Write the data out again exactly, dropping any images it holds.

DATA SECTION:

☆ ☆ ☆ ☆

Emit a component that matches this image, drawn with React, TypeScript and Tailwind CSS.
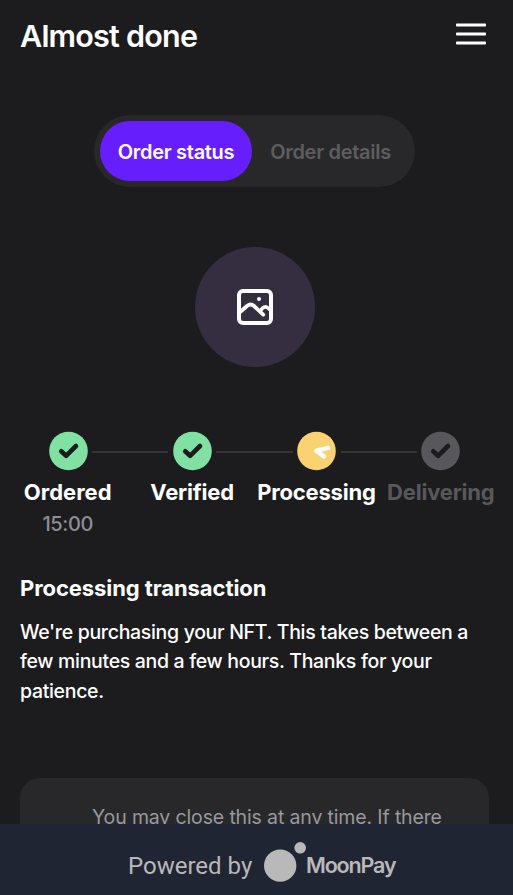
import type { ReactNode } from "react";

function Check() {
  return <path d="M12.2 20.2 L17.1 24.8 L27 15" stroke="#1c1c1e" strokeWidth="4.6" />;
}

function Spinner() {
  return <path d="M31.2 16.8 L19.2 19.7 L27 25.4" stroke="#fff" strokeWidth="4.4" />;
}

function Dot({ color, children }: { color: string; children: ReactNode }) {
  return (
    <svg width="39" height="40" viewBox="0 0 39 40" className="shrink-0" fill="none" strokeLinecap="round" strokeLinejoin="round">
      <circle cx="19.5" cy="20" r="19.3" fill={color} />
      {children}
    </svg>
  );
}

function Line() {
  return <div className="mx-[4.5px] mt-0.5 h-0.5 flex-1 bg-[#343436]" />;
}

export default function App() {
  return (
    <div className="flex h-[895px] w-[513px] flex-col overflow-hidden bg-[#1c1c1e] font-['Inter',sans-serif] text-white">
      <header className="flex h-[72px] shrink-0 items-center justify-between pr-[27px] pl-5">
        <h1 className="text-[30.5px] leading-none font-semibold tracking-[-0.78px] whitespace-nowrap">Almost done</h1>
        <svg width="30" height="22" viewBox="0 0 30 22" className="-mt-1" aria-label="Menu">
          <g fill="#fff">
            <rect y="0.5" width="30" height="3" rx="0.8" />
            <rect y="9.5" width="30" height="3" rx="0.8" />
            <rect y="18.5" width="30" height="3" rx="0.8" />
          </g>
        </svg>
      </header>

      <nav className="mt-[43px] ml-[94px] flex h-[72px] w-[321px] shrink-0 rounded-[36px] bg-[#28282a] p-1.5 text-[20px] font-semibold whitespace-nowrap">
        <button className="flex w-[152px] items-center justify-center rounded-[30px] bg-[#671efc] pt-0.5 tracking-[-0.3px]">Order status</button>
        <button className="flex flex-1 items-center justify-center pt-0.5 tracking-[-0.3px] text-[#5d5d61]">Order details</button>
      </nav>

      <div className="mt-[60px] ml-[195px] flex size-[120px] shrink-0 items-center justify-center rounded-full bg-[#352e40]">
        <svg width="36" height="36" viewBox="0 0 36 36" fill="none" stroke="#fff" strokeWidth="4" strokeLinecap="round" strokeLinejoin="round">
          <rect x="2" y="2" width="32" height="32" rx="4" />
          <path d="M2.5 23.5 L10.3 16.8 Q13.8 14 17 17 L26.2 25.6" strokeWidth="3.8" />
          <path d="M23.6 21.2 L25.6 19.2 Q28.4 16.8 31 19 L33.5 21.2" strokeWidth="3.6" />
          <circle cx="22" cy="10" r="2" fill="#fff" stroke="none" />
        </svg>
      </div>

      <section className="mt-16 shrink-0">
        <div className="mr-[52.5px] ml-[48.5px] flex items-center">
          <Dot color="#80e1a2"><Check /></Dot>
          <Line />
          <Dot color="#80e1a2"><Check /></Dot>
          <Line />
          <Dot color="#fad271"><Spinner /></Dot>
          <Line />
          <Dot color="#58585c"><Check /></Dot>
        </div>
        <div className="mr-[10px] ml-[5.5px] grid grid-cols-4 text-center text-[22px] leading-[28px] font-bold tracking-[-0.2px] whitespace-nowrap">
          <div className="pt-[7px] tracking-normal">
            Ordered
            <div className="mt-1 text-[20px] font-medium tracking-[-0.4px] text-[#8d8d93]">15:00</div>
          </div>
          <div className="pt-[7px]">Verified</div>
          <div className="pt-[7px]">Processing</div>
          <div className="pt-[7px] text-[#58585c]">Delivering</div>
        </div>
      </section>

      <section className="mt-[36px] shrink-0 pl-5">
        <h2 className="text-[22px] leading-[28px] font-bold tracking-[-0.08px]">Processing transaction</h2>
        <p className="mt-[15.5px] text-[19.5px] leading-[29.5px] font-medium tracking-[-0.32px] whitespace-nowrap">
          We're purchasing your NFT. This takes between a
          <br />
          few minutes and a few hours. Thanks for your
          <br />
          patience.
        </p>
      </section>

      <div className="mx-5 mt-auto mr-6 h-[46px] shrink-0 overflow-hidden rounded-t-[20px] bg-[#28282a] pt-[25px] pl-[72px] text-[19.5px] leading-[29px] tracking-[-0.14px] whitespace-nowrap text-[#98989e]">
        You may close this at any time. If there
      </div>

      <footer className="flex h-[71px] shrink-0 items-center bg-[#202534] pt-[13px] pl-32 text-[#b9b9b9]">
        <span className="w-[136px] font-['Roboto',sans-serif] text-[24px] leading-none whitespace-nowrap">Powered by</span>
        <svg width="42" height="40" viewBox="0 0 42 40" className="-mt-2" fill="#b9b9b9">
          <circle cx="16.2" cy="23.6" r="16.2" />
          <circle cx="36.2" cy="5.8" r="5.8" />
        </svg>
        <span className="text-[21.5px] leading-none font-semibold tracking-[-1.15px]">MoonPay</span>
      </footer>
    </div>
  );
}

☆ ☆ ☆ ☆

EXERCISE RESULT:
Emit a component that matches this image, drawn with React, TypeScript and Tailwind CSS.
import type { ReactNode } from "react";

function Check() {
  return <path d="M12.2 20.2 L17.1 24.8 L27 15" stroke="#1c1c1e" strokeWidth="4.6" />;
}

function Spinner() {
  return <path d="M31.2 16.8 L19.2 19.7 L27 25.4" stroke="#fff" strokeWidth="4.4" />;
}

function Dot({ color, children }: { color: string; children: ReactNode }) {
  return (
    <svg width="39" height="40" viewBox="0 0 39 40" className="shrink-0" fill="none" strokeLinecap="round" strokeLinejoin="round">
      <circle cx="19.5" cy="20" r="19.3" fill={color} />
      {children}
    </svg>
  );
}

function Line() {
  return <div className="mx-[4.5px] mt-0.5 h-0.5 flex-1 bg-[#343436]" />;
}

export default function App() {
  return (
    <div className="flex h-[895px] w-[513px] flex-col overflow-hidden bg-[#1c1c1e] font-['Inter',sans-serif] text-white">
      <header className="flex h-[72px] shrink-0 items-center justify-between pr-[27px] pl-5">
        <h1 className="text-[30.5px] leading-none font-semibold tracking-[-0.78px] whitespace-nowrap">Almost done</h1>
        <svg width="30" height="22" viewBox="0 0 30 22" className="-mt-1" aria-label="Menu">
          <g fill="#fff">
            <rect y="0.5" width="30" height="3" rx="0.8" />
            <rect y="9.5" width="30" height="3" rx="0.8" />
            <rect y="18.5" width="30" height="3" rx="0.8" />
          </g>
        </svg>
      </header>

      <nav className="mt-[43px] ml-[94px] flex h-[72px] w-[321px] shrink-0 rounded-[36px] bg-[#28282a] p-1.5 text-[20px] font-semibold whitespace-nowrap">
        <button className="flex w-[152px] items-center justify-center rounded-[30px] bg-[#671efc] pt-0.5 tracking-[-0.3px]">Order status</button>
        <button className="flex flex-1 items-center justify-center pt-0.5 tracking-[-0.3px] text-[#5d5d61]">Order details</button>
      </nav>

      <div className="mt-[60px] ml-[195px] flex size-[120px] shrink-0 items-center justify-center rounded-full bg-[#352e40]">
        <svg width="36" height="36" viewBox="0 0 36 36" fill="none" stroke="#fff" strokeWidth="4" strokeLinecap="round" strokeLinejoin="round">
          <rect x="2" y="2" width="32" height="32" rx="4" />
          <path d="M2.5 23.5 L10.3 16.8 Q13.8 14 17 17 L26.2 25.6" strokeWidth="3.8" />
          <path d="M23.6 21.2 L25.6 19.2 Q28.4 16.8 31 19 L33.5 21.2" strokeWidth="3.6" />
          <circle cx="22" cy="10" r="2" fill="#fff" stroke="none" />
        </svg>
      </div>

      <section className="mt-16 shrink-0">
        <div className="mr-[52.5px] ml-[48.5px] flex items-center">
          <Dot color="#80e1a2"><Check /></Dot>
          <Line />
          <Dot color="#80e1a2"><Check /></Dot>
          <Line />
          <Dot color="#fad271"><Spinner /></Dot>
          <Line />
          <Dot color="#58585c"><Check /></Dot>
        </div>
        <div className="mr-[10px] ml-[5.5px] grid grid-cols-4 text-center text-[22px] leading-[28px] font-bold tracking-[-0.2px] whitespace-nowrap">
          <div className="pt-[7px] tracking-normal">
            Ordered
            <div className="mt-1 text-[20px] font-medium tracking-[-0.4px] text-[#8d8d93]">15:00</div>
          </div>
          <div className="pt-[7px]">Verified</div>
          <div className="pt-[7px]">Processing</div>
          <div className="pt-[7px] text-[#58585c]">Delivering</div>
        </div>
      </section>

      <section className="mt-[36px] shrink-0 pl-5">
        <h2 className="text-[22px] leading-[28px] font-bold tracking-[-0.08px]">Processing transaction</h2>
        <p className="mt-[15.5px] text-[19.5px] leading-[29.5px] font-medium tracking-[-0.32px] whitespace-nowrap">
          We're purchasing your NFT. This takes between a
          <br />
          few minutes and a few hours. Thanks for your
          <br />
          patience.
        </p>
      </section>

      <div className="mx-5 mt-auto mr-6 h-[46px] shrink-0 overflow-hidden rounded-t-[20px] bg-[#28282a] pt-[25px] pl-[72px] text-[19.5px] leading-[29px] tracking-[-0.14px] whitespace-nowrap text-[#98989e]">
        You may close this at any time. If there
      </div>

      <footer className="flex h-[71px] shrink-0 items-center bg-[#202534] pt-[13px] pl-32 text-[#b9b9b9]">
        <span className="w-[136px] font-['Roboto',sans-serif] text-[24px] leading-none whitespace-nowrap">Powered by</span>
        <svg width="42" height="40" viewBox="0 0 42 40" className="-mt-2" fill="#b9b9b9">
          <circle cx="16.2" cy="23.6" r="16.2" />
          <circle cx="36.2" cy="5.8" r="5.8" />
        </svg>
        <span className="text-[21.5px] leading-none font-semibold tracking-[-1.15px]">MoonPay</span>
      </footer>
    </div>
  );
}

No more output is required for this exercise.